Now multiply the above by the amount of files for a single package and this can snowball in a crazy amount of downloads, uploads and record creation for Maven applications (that have a non trivial amount of dependencies).

This MR aims to apply a performance improvement that has been implemented in the GitLab Maven Package Registry. The main idea is: we are using workhorse assisted uploads to object storage. During this logic, workhorse will automatically compute and send the md5 and sha1 digests. In other words, when rails handles the upload for the .pom file, in the structure sent by workhorse, we already have the md5 and sha1. Thus, we can leverage that by storing the digests on the cache response for .pom. This way, when we receive a request for .pom.md5 or .pom.sha1, we simply need to locate the .pom cached response and return the requested digest. No more upstream interactions, uploads or database records creation. 🚀

We need to have an additional caution here: FIPS. When GitLab is in those conditions, md5 digests should be disabled. Thus, we will not store them and we will reject requests asking for them.

The above improvement has been described in issue Maven virtual registry: do not cache digests (#497290 - closed)
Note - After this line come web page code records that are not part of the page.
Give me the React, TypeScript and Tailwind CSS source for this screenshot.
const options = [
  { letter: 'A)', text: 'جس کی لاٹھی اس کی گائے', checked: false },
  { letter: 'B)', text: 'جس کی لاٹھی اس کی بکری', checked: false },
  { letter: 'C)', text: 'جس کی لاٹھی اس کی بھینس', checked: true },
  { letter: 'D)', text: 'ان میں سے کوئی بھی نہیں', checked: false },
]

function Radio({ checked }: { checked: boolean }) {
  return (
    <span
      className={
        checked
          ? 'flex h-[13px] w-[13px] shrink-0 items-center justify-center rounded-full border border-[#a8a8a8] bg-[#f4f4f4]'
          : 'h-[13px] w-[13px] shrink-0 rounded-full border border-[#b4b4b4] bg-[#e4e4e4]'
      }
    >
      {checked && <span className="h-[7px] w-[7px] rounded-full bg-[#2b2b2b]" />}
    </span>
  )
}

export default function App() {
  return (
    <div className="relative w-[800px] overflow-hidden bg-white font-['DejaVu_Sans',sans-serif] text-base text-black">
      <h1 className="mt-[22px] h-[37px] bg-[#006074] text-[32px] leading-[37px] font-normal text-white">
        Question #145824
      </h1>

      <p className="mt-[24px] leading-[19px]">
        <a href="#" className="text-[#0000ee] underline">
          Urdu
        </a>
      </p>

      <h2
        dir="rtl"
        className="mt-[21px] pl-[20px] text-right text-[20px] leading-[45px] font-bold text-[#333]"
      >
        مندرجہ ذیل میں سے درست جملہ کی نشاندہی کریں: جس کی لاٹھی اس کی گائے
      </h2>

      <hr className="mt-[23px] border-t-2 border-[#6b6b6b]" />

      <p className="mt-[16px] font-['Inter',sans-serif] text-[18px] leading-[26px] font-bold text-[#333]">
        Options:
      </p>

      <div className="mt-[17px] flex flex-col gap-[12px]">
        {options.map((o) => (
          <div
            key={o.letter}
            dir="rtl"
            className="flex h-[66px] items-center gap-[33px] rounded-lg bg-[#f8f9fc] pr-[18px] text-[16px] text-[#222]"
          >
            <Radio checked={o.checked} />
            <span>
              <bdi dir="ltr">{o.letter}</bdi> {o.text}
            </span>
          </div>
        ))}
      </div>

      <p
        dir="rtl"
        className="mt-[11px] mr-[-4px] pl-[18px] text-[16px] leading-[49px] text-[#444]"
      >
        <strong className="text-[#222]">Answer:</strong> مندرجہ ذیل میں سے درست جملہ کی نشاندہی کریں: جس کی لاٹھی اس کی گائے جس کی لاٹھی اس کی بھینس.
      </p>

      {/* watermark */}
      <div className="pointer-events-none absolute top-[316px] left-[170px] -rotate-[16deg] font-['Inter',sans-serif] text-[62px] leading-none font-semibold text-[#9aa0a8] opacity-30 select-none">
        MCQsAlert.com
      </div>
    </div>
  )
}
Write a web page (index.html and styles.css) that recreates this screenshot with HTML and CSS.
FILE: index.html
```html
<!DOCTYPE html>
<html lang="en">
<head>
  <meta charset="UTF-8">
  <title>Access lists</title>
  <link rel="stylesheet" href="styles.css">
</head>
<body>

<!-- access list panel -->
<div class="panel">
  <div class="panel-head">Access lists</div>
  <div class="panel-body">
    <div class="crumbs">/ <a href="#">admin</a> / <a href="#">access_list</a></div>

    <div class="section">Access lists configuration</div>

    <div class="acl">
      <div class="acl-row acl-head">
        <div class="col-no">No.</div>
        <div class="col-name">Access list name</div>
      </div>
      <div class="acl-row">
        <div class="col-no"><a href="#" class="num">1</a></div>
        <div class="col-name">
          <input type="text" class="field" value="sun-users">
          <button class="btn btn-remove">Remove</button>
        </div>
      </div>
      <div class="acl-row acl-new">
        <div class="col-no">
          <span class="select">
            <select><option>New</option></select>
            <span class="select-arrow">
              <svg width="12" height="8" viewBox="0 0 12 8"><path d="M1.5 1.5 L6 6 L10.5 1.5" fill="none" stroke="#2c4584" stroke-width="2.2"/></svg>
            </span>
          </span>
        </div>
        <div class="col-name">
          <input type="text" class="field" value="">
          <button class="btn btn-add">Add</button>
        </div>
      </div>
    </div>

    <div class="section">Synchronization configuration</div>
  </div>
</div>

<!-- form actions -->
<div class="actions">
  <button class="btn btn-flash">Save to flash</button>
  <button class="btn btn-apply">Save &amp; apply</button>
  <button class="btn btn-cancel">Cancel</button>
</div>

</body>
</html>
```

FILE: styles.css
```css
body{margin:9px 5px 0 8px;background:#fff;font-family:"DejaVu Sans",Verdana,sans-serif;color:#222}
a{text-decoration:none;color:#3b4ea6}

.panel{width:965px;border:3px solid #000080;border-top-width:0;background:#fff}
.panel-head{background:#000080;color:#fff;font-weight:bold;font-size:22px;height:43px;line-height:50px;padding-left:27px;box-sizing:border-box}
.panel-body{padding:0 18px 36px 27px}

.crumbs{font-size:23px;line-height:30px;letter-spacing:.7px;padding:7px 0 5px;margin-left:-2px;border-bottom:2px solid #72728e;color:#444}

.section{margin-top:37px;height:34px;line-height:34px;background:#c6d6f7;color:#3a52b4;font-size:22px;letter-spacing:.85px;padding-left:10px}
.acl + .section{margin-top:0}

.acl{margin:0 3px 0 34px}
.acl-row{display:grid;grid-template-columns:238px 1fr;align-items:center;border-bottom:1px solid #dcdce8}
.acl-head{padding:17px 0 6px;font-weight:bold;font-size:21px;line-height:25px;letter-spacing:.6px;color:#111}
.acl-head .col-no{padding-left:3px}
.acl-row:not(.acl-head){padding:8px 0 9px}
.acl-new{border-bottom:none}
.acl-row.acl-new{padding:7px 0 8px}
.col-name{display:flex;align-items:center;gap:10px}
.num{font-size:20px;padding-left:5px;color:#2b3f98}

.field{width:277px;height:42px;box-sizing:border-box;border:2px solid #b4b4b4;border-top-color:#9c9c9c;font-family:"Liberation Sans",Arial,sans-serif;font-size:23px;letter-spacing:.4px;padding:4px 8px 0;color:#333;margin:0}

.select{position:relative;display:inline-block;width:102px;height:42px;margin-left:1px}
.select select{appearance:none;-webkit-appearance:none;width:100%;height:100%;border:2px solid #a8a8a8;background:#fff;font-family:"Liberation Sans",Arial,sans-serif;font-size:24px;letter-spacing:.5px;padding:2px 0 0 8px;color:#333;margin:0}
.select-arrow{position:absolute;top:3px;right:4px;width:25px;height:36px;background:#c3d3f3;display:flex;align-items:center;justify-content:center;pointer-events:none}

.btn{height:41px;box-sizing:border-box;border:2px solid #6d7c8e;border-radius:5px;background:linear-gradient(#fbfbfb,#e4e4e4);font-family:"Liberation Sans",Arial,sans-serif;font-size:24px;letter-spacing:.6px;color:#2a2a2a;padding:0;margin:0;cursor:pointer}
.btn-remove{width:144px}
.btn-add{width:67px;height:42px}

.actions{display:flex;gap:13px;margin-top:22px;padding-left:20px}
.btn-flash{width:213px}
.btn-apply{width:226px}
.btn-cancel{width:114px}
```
📻 What does this MR do and why?

In the maven cached responses table:
- add a file_md5 column. This one is optional.
- add a file_sha1 column. This one is required.
When creating a maven cached response record. Read the digests coming from the workhorse parameter and set them properly.
When the virtual registry receives a digest request, retrieve the related file and return the correct digest.
- Maven clients will download the related file and then, the digests. Thus, if we don't find the related file, we will simply return a 404 Not Found response. We will not ask the upstream to fulfill the request.
Update the related specs.

The Maven virtual registry feature is currently being worked on. As such, it is gated behind a WIP feature flag. Thus, we don't have any changelog here.

🚥 MR acceptance checklist

Please evaluate this MR against the MR acceptance checklist. It helps you analyze changes to reduce risks in quality, performance, reliability, security, and maintainability.

✅

🖥 Screenshots or screen recordings

No UI changes. 🤷

Moreover, from a Maven client point of view, there is literally no changes. When a file is requested, it is returned. When a digest is requested, it is returned. The changes of this MR are completely transparent. The only difference should be: Maven virtual registries is faster to process the digest requests.
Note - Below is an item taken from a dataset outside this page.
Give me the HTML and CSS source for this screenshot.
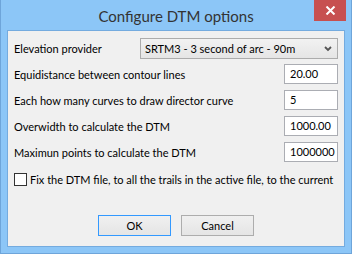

⚙ How to set up and validate locally

To test the changes of this MR, one possible way is to use $ curl to simulate the requests done by Maven clients.
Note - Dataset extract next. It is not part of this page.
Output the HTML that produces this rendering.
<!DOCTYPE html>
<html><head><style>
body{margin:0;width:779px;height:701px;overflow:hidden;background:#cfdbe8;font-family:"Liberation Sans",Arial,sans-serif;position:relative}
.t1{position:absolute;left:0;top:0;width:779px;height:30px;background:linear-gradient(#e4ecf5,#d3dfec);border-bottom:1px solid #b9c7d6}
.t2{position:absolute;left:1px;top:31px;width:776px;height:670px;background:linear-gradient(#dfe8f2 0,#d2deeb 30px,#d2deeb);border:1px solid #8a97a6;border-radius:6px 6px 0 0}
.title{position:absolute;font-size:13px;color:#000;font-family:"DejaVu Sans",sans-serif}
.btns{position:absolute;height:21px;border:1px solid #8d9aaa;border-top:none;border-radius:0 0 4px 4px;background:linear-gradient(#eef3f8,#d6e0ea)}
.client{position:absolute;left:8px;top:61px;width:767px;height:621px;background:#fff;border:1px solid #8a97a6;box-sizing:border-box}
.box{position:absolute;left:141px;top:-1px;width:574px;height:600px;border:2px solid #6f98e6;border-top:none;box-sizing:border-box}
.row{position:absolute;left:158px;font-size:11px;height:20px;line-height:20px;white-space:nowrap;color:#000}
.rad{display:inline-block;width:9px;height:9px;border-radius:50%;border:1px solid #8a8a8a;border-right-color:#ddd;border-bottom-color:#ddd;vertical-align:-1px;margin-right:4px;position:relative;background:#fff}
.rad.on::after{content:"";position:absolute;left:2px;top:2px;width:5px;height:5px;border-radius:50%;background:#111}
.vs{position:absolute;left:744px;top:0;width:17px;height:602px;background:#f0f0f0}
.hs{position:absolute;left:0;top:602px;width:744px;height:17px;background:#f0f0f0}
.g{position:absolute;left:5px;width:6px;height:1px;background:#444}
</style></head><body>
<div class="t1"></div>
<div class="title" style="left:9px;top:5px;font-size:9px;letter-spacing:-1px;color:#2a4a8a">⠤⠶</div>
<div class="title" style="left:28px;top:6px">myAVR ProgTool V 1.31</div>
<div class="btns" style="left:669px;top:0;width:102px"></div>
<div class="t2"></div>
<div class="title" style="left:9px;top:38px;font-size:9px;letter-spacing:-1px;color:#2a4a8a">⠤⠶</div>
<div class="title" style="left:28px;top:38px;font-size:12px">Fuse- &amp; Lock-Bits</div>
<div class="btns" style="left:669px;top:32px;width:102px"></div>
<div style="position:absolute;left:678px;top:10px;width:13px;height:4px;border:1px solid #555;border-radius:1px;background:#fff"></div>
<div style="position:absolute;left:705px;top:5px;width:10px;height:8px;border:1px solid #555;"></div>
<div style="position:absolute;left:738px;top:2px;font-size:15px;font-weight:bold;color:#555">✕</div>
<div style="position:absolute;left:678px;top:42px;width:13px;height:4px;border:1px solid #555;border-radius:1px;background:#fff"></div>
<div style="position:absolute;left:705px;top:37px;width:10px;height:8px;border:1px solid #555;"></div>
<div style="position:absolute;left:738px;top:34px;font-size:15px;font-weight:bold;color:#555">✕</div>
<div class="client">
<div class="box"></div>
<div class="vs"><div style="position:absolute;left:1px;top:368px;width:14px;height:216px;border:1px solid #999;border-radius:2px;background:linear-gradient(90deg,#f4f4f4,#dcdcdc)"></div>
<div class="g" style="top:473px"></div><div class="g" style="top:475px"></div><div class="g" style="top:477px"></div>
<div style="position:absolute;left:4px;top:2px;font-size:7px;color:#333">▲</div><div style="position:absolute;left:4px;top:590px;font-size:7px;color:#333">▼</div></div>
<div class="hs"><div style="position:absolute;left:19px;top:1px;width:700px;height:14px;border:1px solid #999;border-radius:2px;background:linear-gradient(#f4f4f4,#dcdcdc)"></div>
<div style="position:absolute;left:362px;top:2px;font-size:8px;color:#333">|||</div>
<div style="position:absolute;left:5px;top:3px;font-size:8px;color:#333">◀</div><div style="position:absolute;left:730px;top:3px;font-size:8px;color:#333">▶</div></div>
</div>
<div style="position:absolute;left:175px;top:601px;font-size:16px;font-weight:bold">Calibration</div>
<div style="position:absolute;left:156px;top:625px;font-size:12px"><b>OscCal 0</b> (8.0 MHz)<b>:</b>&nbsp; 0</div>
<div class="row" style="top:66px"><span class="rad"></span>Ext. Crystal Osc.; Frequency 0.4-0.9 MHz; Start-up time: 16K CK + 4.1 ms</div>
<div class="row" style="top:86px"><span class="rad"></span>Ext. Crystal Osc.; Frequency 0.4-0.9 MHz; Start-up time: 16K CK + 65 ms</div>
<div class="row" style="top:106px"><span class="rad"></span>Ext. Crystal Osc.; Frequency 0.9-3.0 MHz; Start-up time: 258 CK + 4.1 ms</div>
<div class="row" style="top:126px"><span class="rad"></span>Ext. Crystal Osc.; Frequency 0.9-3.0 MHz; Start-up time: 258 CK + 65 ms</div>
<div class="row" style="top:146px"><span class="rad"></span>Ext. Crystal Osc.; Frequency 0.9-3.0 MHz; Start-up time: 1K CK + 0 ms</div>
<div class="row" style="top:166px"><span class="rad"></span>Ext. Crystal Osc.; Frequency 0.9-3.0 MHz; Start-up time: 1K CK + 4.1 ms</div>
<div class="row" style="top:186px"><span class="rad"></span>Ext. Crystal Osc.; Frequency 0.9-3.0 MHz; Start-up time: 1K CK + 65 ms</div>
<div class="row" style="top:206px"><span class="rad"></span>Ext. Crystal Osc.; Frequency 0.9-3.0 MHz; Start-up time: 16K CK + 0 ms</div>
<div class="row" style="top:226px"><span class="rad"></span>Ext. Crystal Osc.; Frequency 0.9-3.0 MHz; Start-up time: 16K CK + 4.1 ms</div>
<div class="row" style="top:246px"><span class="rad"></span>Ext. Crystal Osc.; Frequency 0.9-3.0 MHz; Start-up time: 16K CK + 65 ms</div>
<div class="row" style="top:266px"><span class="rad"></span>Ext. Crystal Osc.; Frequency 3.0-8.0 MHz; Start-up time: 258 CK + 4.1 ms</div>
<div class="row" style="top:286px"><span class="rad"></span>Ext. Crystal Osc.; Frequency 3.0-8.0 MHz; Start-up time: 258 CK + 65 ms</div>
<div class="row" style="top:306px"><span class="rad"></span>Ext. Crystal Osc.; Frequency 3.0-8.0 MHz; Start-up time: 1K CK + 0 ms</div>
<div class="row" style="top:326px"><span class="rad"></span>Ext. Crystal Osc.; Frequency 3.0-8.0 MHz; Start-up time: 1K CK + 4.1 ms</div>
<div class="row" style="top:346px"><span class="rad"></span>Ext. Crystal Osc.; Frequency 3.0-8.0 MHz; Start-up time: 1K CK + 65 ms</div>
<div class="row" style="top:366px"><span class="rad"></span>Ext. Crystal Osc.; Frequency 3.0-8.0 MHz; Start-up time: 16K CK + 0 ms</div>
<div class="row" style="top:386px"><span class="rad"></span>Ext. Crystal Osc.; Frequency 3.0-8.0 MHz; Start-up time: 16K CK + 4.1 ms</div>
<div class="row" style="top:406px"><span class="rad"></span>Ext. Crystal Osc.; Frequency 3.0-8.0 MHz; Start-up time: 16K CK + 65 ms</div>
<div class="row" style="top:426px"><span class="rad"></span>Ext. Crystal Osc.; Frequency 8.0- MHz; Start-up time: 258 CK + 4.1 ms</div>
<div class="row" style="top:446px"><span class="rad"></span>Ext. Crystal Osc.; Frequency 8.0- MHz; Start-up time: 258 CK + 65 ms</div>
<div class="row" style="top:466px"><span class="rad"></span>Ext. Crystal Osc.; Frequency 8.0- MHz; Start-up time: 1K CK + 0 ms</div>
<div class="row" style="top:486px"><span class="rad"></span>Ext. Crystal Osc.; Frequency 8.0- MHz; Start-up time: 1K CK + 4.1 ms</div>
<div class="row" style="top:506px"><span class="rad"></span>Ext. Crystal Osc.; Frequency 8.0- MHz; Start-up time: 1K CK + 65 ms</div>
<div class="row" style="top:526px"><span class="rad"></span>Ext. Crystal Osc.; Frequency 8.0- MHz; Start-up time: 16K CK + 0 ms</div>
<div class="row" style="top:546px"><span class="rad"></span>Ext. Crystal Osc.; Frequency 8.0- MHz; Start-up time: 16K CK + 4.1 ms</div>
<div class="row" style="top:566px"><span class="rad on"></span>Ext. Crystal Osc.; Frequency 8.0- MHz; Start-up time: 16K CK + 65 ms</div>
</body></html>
First, a bit of setup. You will need a root group. In a rails console:

Feature.enable(:virtual_registry_maven)
group = Group.find(<root_group_id>)

r = ::VirtualRegistries::Packages::Maven::Registry.create!(group: g) # note down the registry id
u = ::VirtualRegistries::Packages::Maven::Upstream.create!(group: g, url: 'https://repo1.maven.org/maven2')
VirtualRegistries::Packages::Maven::RegistryUpstream.create!(group: g, registry: r, upstream: u)

The above set up an upstream that points to the official public Maven registry: Maven central.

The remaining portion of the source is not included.